It's been a pretty darn good few months for proponents of medicinal, well, insert your drug of choice here. With the news that medicinal marijuana growing by leaps and bounds in the US, recent reports that MDMA may help treat sufferers of severe psychological trauma, along with report stating that MDMA could be a prescription drug by 2021, and a study that determined that psychedelics may improve mental health, comes more good news: psychedelics may be ablet to help treat cluster headaches, some of the most intensely painful headaches people can get.
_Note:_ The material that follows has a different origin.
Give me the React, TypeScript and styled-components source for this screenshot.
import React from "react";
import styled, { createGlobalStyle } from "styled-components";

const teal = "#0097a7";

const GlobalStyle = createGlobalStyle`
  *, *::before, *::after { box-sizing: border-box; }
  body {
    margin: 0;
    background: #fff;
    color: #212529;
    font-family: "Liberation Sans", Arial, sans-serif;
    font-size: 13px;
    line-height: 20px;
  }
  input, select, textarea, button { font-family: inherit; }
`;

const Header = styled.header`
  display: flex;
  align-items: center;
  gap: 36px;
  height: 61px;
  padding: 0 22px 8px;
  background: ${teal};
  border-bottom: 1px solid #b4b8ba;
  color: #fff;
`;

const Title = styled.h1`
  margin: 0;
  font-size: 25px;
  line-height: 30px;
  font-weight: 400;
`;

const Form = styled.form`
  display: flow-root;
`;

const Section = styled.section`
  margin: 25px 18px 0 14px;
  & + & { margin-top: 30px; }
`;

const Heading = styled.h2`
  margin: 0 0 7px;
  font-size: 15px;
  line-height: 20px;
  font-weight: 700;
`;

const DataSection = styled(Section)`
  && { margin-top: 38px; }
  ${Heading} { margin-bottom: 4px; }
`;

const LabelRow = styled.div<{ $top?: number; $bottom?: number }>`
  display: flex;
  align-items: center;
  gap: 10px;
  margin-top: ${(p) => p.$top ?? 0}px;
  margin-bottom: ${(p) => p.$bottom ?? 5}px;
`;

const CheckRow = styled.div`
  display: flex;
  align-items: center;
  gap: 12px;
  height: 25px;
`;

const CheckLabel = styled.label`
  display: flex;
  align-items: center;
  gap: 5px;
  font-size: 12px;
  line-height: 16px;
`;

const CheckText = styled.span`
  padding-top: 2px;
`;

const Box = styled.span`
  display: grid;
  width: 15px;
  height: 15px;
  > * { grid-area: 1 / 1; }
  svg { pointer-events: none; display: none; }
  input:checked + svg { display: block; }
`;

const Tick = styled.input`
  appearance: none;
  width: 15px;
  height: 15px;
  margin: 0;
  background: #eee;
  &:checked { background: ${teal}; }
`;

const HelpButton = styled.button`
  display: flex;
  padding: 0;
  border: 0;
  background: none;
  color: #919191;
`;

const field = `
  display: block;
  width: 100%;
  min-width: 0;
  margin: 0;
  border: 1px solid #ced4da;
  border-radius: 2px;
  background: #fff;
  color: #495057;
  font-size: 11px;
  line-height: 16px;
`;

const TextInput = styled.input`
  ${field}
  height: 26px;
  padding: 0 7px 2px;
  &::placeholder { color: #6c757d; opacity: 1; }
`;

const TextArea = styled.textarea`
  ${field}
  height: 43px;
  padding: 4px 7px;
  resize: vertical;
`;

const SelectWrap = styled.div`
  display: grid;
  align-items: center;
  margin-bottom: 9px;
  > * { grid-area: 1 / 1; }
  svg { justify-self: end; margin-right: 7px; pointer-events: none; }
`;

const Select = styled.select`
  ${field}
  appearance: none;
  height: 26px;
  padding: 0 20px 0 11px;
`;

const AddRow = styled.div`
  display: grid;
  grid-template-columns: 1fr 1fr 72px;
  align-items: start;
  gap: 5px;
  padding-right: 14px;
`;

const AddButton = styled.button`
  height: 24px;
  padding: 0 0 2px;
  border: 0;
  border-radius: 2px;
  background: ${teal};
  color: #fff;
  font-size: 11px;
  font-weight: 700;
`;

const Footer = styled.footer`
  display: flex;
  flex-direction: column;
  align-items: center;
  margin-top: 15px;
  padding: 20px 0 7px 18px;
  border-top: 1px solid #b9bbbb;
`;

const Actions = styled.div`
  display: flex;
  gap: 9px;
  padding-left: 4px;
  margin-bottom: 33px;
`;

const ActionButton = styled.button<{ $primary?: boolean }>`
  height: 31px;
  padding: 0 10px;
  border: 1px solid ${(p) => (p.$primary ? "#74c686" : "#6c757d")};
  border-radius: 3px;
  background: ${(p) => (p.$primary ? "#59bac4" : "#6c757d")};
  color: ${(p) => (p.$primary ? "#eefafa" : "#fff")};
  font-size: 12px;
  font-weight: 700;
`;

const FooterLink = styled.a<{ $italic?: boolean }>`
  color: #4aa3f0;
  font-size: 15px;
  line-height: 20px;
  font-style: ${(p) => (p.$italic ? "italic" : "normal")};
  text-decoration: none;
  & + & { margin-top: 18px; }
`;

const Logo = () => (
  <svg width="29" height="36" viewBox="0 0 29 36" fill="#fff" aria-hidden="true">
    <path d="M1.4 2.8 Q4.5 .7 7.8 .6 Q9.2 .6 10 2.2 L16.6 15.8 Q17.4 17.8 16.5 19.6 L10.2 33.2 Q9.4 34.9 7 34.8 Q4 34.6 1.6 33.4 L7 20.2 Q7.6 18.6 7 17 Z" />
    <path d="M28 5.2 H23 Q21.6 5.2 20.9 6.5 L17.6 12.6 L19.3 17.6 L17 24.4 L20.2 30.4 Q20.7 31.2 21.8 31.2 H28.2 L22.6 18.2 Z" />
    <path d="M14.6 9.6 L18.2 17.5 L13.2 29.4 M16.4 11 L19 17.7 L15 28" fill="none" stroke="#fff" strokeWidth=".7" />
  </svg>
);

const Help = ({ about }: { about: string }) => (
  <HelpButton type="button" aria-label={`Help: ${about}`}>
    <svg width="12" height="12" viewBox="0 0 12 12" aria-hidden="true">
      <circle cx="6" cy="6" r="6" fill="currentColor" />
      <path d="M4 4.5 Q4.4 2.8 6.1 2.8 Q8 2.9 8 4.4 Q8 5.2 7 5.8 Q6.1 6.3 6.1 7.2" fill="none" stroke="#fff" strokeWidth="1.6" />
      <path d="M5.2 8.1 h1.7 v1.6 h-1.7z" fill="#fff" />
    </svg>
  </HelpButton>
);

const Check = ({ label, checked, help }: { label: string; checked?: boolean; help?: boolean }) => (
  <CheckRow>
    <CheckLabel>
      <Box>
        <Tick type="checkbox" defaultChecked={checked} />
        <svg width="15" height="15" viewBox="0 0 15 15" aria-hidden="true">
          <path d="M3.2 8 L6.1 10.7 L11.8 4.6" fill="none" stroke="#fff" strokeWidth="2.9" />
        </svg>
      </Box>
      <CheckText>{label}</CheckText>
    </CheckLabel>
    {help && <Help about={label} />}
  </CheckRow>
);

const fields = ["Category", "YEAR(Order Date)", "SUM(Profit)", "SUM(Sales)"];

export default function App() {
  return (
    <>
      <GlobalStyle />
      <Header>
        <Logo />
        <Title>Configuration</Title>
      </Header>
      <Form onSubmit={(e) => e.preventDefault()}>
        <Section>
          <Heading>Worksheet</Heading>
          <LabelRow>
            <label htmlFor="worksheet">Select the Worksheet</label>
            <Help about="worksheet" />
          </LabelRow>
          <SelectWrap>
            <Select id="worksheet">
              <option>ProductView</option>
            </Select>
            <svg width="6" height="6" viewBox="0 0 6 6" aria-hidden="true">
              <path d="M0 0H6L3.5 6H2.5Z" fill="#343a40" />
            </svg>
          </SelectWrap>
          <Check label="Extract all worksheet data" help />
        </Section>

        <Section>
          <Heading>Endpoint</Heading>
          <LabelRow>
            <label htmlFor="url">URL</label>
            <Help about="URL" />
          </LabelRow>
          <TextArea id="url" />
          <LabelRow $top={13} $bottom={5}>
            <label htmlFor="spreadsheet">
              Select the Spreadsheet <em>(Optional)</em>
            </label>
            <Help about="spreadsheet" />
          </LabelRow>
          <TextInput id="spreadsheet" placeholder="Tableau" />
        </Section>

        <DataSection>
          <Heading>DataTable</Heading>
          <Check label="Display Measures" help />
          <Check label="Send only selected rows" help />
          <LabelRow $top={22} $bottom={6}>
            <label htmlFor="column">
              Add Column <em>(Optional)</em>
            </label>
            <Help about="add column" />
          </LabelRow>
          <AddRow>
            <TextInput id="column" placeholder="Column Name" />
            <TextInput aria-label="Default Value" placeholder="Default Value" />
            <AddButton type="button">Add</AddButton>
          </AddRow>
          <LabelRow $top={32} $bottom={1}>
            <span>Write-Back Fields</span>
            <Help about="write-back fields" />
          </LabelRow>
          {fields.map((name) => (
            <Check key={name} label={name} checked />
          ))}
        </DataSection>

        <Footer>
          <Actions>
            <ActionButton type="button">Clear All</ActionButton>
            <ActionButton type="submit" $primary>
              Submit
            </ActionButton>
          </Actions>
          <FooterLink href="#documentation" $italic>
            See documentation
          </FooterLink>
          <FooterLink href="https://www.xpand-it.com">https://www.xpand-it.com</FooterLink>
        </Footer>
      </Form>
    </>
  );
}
In fact, some sufferers actually commit suicide to escape the unbearable pain.
Artist's rendition of a cluster headache.
According to Brian E. McGeeney, MD, MPH, a neurologist and Assistant Professor of Neurology at Boston University School of Medicine, cluster headaches are a “disorder that destroys people emotionally. The use of hallucinogens gives them a break, which they wouldn’t otherwise get. Many feel ignored or let down by the medical community. Physicians lose interest in them as treatments don’t work. The use of [psychedelics] is a last resort.”
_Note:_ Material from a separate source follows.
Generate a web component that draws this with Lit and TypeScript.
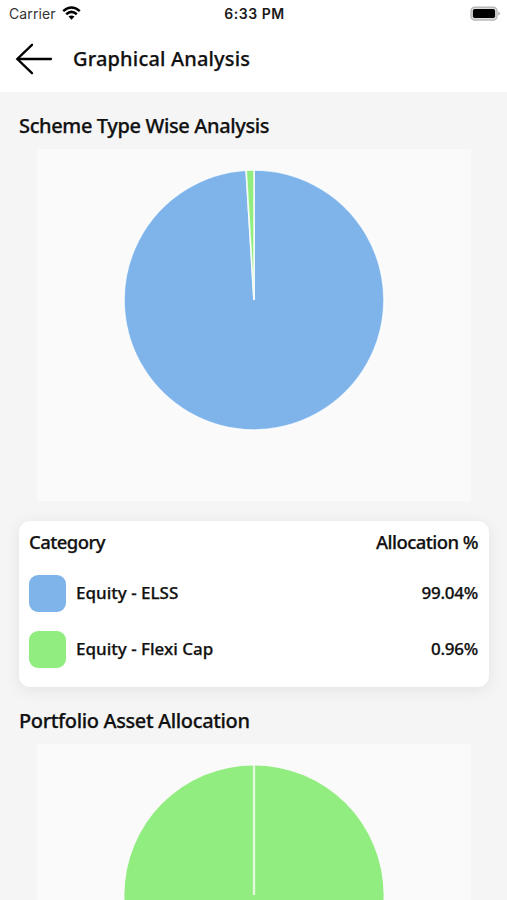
import { LitElement, html, svg, css } from "lit";
import { customElement, property } from "lit/decorators.js";

interface Slice { label: string; value: number; color: string; }

const BLUE = "#7eb4ea";
const GREEN = "#92ed80";

@customElement("status-bar")
class StatusBar extends LitElement {
  static styles = css`
    :host { display: grid; grid-template-columns: 1fr auto 1fr; align-items: center; height: 28px; box-sizing: border-box; padding: 0 7px 0 9px; font-family: Inter, sans-serif; font-size: 14px; line-height: 28px; color: #111; }
    .left { display: flex; align-items: center; gap: 6px; }
    .carrier { color: #333; letter-spacing: 0.1px; }
    .time { font-weight: 600; letter-spacing: 0.55px; color: #1a1a1a; }
    .right { display: flex; justify-content: flex-end; }
    svg { display: block; }
    .wifi { position: relative; top: -1px; }
    .battery { position: relative; top: -1px; }
  `;
  render() {
    return html`
      <div class="left">
        <span class="carrier">Carrier</span>
        <svg class="wifi" width="19" height="14" viewBox="0 0 19 14">
          <g fill="none" stroke="#000" stroke-width="2.5">
            <path d="M1.2 5.1Q9.5 -2.2 17.8 5.1" />
            <path d="M4.2 8.2Q9.5 3.6 14.8 8.2" />
          </g>
          <path d="M6.5 10.6Q9.5 8.2 12.5 10.6L9.5 13.7Z" />
        </svg>
      </div>
      <span class="time">6:33 PM</span>
      <div class="right">
        <svg class="battery" width="31" height="15" viewBox="0 0 31 15">
          <rect x="2" y="1.2" width="26" height="12.8" rx="3.8" fill="#ddd" stroke="#b8b8b8" stroke-width="1.4" />
          <rect x="3.9" y="3.1" width="22.2" height="9" rx="1.8" />
          <path d="M29.3 5.4Q31 6 31 7.5T29.3 9.6Z" fill="#aaa" />
        </svg>
      </div>`;
  }
}

@customElement("pie-chart")
class PieChart extends LitElement {
  @property({ attribute: false }) slices: Slice[] = [];
  static styles = css`
    :host { display: block; width: 434px; height: 352px; background: #fafafa; }
    svg { display: block; }
  `;
  render() {
    const cx = 217, cy = 151, r = 130;
    const total = this.slices.reduce((s, x) => s + x.value, 0);
    let acc = 0;
    const point = (t: number) => {
      const a = (t / total) * Math.PI * 2;
      return `${cx + r * Math.sin(a)} ${cy - r * Math.cos(a)}`;
    };
    return html`<svg width="434" height="352" viewBox="0 0 434 352">
      ${this.slices.map((s) => {
        if (s.value === total) {
          return svg`<circle cx=${cx} cy=${cy} r=${r - 0.4} fill=${s.color} />
            <path d="M${cx} ${cy}V${cy - r}" stroke="#fff" stroke-opacity="0.72" stroke-width="2.4" />`;
        }
        const from = point(acc);
        acc += s.value;
        return svg`<path d="M${cx} ${cy}L${from}A${r} ${r} 0 ${s.value / total > 0.5 ? 1 : 0} 1 ${point(acc)}Z"
          fill=${s.color} stroke="#fff" stroke-opacity="0.8" stroke-width="1.7" stroke-linejoin="bevel" />`;
      })}
    </svg>`;
  }
}

@customElement("allocation-card")
class AllocationCard extends LitElement {
  @property({ attribute: false }) slices: Slice[] = [];
  static styles = css`
    :host { display: block; box-sizing: border-box; width: 470px; height: 166px; padding: 6px 11px 0 10px; background: #fff; border-radius: 11px; box-shadow: 0 3px 16px rgba(0, 0, 0, 0.08); color: #111; }
    .row { display: flex; align-items: center; height: 37px; margin-bottom: 19px; font-size: 17px; font-weight: 500; }
    .head { height: 28px; margin-bottom: 20px; font-size: 18.5px; letter-spacing: -0.55px; justify-content: space-between; }
    .swatch { width: 37px; height: 37px; border-radius: 9px; margin-right: 10px; }
    .name { flex: 1; }
    .value { letter-spacing: -0.25px; }
    .text { position: relative; top: -1px; }
  `;
  render() {
    return html`
      <div class="row head"><span>Category</span><span>Allocation %</span></div>
      ${this.slices.map((s) => html`
        <div class="row">
          <span class="swatch" style="background:${s.color}"></span>
          <span class="name text">${s.label}</span>
          <span class="value text">${s.value.toFixed(2)}%</span>
        </div>`)}`;
  }
}

@customElement("app-root")
class AppRoot extends LitElement {
  static styles = css`
    :host { display: block; height: 900px; overflow: hidden; background: #f5f5f5; font-family: "Noto Sans", sans-serif; color: #111; }
    .top { height: 92px; background: #fff; }
    .nav { display: flex; align-items: center; height: 62px; padding-left: 15px; gap: 20px; }
    h1, h2, allocation-card { -webkit-text-stroke: 0.25px #111; }
    h1, h2 { margin: 0; font-size: 20px; font-weight: 500; line-height: 28px; white-space: nowrap; }
    h1 { letter-spacing: 0.17px; }
    h2 { letter-spacing: -0.37px; }
    main { display: flex; flex-direction: column; padding: 20px 18px 0 19px; }
    pie-chart { margin: 9px 0 20px 18px; flex: none; }
    allocation-card { flex: none; margin-bottom: 20px; }
  `;
  render() {
    const scheme: Slice[] = [
      { label: "Equity - ELSS", value: 99.04, color: BLUE },
      { label: "Equity - Flexi Cap", value: 0.96, color: GREEN },
    ];
    return html`
      <div class="top">
        <status-bar></status-bar>
        <div class="nav">
          <svg width="38" height="32" viewBox="0 0 38 32" fill="none" stroke="#000" stroke-width="2.3" stroke-linecap="round">
            <path d="M36 16H2.5M17 1.8L2.3 16L17 30.2" />
          </svg>
          <h1>Graphical Analysis</h1>
        </div>
      </div>
      <main>
        <h2>Scheme Type Wise Analysis</h2>
        <pie-chart .slices=${scheme}></pie-chart>
        <allocation-card .slices=${scheme}></allocation-card>
        <h2>Portfolio Asset Allocation</h2>
        <pie-chart .slices=${[{ label: "Equity", value: 100, color: GREEN }]}></pie-chart>
      </main>`;
  }
}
Cluster headaches can be likened to “an icepick piercing your brain through your eyes,” and can last for up to 90 minutes, at times debilitating patients so intensely that they can't function normally in society - and there's no known cure. In fact, the suicide rate is 20 times higher than the national average for cluster headache patients, according to a report published by the Multidisciplinary Association for Psychedelic Studies (MAPS), a 501(c)(3) non-profit research and educational organisation dedicated to expanding the usages of psychedelics and marijuana.
Luckily, help could be on the way. Upon hearing stories from ClusterBusters, a non profit organisation that specialises in finding cures for cluster headaches, reports of patients who, took LSD and saw their symptoms regress, Dr. John Halpern, MD, is Assistant Professor of Psychiatry at Harvard Medical School suggested looking into non-hallucinogenic 2-Bromo-LSD, instead of LSD, because although it’s similar in chemical structure to LSD, a huge bromine atom prevents receptors in the brain from picking up the hallucinogenic properties of the drug. And it worked.
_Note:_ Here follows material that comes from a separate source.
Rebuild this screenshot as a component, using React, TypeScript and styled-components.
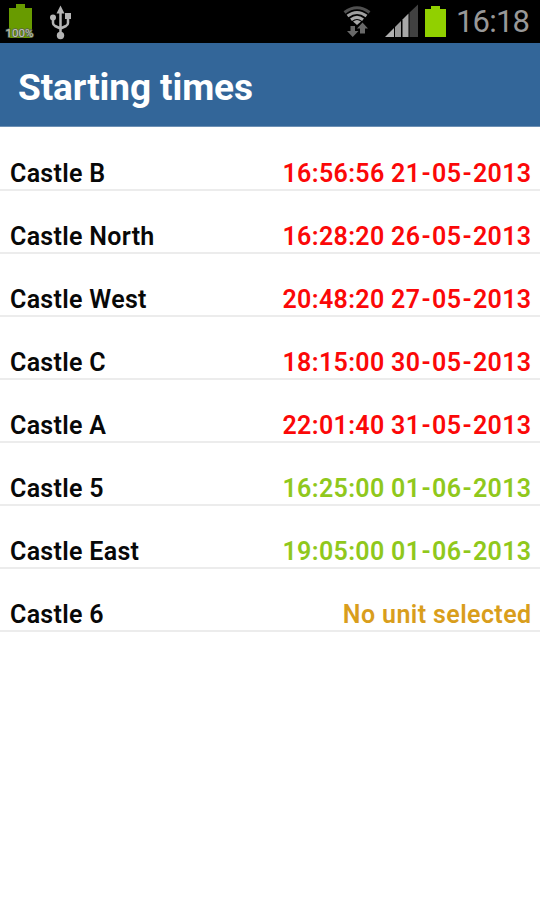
import React, { Fragment } from "react";
import styled, { createGlobalStyle } from "styled-components";

const GlobalStyle = createGlobalStyle`
  body {
    margin: 0;
    background: #fff;
    font-family: Roboto, "Noto Sans", sans-serif;
  }
`;

const Screen = styled.main`
  width: 540px;
  height: 900px;
  overflow: hidden;
  background: #fff;
`;

const StatusBar = styled.div`
  display: flex;
  justify-content: space-between;
  height: 43px;
  background: #000;
`;

const StatusGroup = styled.div`
  display: flex;
`;

const StatusIcon = styled.svg`
  display: block;
  height: 43px;
  flex: none;
`;

const Clock = styled.time`
  width: 84px;
  font-size: 31px;
  font-weight: 400;
  line-height: 43px;
  letter-spacing: -0.8px;
  color: #989898;
  white-space: nowrap;
`;

const Header = styled.header`
  box-sizing: border-box;
  height: 84px;
  padding: 0 18px;
  background: #336699;
  border-bottom: 1px solid #6d90b4;
`;

const Title = styled.h1`
  margin: 0;
  font-size: 37px;
  font-weight: 700;
  line-height: 89px;
  letter-spacing: -0.1px;
  color: #fff;
  white-space: nowrap;
`;

const List = styled.ul`
  margin: 0;
  padding: 1px 0 0;
  list-style: none;
`;

const Row = styled.li`
  box-sizing: border-box;
  display: flex;
  justify-content: space-between;
  align-items: flex-end;
  height: 63px;
  padding: 0 8.5px 0 10px;
  border-bottom: 2px solid #ececec;
  font-size: 25px;
  font-weight: 600;
  line-height: 30px;
  white-space: nowrap;
`;

const Name = styled.span`
  color: #080808;
  letter-spacing: 0.3px;
`;

const tones = { late: "#fb0808", ready: "#90c81c", empty: "#d99e1c" };
type Tone = keyof typeof tones;

const Value = styled.span<{ $tone: Tone }>`
  color: ${({ $tone }) => tones[$tone]};
  letter-spacing: ${({ $tone }) => ($tone === "empty" ? 0.4 : 0.34)}px;
`;

const Dash = styled.span`
  margin: 0 1.1px;
`;

const units: { name: string; value: string; tone: Tone }[] = [
  { name: "Castle B", value: "16:56:56 21-05-2013", tone: "late" },
  { name: "Castle North", value: "16:28:20 26-05-2013", tone: "late" },
  { name: "Castle West", value: "20:48:20 27-05-2013", tone: "late" },
  { name: "Castle C", value: "18:15:00 30-05-2013", tone: "late" },
  { name: "Castle A", value: "22:01:40 31-05-2013", tone: "late" },
  { name: "Castle 5", value: "16:25:00 01-06-2013", tone: "ready" },
  { name: "Castle East", value: "19:05:00 01-06-2013", tone: "ready" },
  { name: "Castle 6", value: "No unit selected", tone: "empty" },
];

const ChargeIcon = () => (
  <StatusIcon width="40" viewBox="0 0 40 43">
    <path d="M9 8h7V4h9v4h7v30H9z" fill="#689b00" />
    <text x="5.5" y="37" fontSize="11" fontFamily="Roboto, sans-serif" fill="#c3c9b9" stroke="#59614b" strokeWidth="1.5" paintOrder="stroke" textLength="28" lengthAdjust="spacingAndGlyphs">
      100%
    </text>
  </StatusIcon>
);

const UsbIcon = () => (
  <StatusIcon width="42" viewBox="40 0 42 43" fill="none" stroke="#b5b5b5" strokeWidth="2.5">
    <path d="M60.5 12v22M53 18v5q0 2 2 3l5.500 2.500M68 17v6q0 2-2 3l-5.500 2.500" />
    <path d="M60.500 5.500l4 8h-8z" fill="#b5b5b5" stroke="none" />
    <circle cx="53" cy="17.500" r="3" fill="#b5b5b5" stroke="none" />
    <path d="M65 13h6v6h-6z" fill="#b5b5b5" stroke="none" />
    <circle cx="60.500" cy="35.500" r="3.700" fill="#b5b5b5" stroke="none" />
  </StatusIcon>
);

const WifiIcon = () => (
  <StatusIcon width="42" viewBox="340 0 42 43" fill="none" strokeWidth="3">
    <path d="M344.5 12.500Q357 3 369.500 12.500" stroke="#505050" />
    <path d="M347.500 16Q357 9 366.500 16" stroke="#a0a0a0" />
    <path d="M351 19.700Q357 15 363 19.700" stroke="#a8a8a8" />
    <path d="M353 21.500Q357 18.500 361 21.500L357 25z" fill="#a8a8a8" />
    <path d="M350.500 26h4.500v5h3.500L352.700 37 347 31h3.500zM360 33.500h5v-5h3L362.500 22.500 357 28.500h3z" fill="#686868" />
  </StatusIcon>
);

const SignalIcon = () => (
  <StatusIcon width="40" viewBox="382 0 40 43">
    <path d="M385 37L394 28v9z" fill="#b0b0b0" />
    <path d="M395 27l6-6v16h-6z" fill="#999" />
    <path d="M402.5 19.500l6-6V37h-6z" fill="#a8a8a8" />
    <path d="M409.500 12.500l8.500-8V37h-8.500z" fill="#414141" />
  </StatusIcon>
);

const BatteryIcon = () => (
  <StatusIcon width="34" viewBox="422 0 34 43">
    <path d="M425 9h6V6h9v3h6v28h-21z" fill="#91d000" />
  </StatusIcon>
);

const spaced = (value: string) =>
  value.split("-").map((part, i) => (
    <Fragment key={i}>
      {i > 0 && <Dash>-</Dash>}
      {part}
    </Fragment>
  ));

export default function App() {
  return (
    <Screen>
      <GlobalStyle />
      <StatusBar>
        <StatusGroup>
          <ChargeIcon />
          <UsbIcon />
        </StatusGroup>
        <StatusGroup>
          <WifiIcon />
          <SignalIcon />
          <BatteryIcon />
          <Clock>16:18</Clock>
        </StatusGroup>
      </StatusBar>
      <Header>
        <Title>Starting times</Title>
      </Header>
      <List>
        {units.map(({ name, value, tone }) => (
          <Row key={name}>
            <Name>{name}</Name>
            <Value $tone={tone}>{spaced(value)}</Value>
          </Row>
        ))}
      </List>
    </Screen>
  );
}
“One patient had cluster headaches for 27 years. He had debilitating 3-month long cycles, and wasn’t responding to meds. He was devastated. He was getting 40 cluster headaches a week.” After his treatment, he had zero headaches for 17 months," Dr. Halpern said.
This might not just be good news for cluster patients, Halpern thinks. “This drug [2-Bromo-LSD] could be a blockbuster, just for cluster headache, but what if it turns out it’s good for migraines too?” Maybe one day soon, psychedelics will render headaches a thing of the past.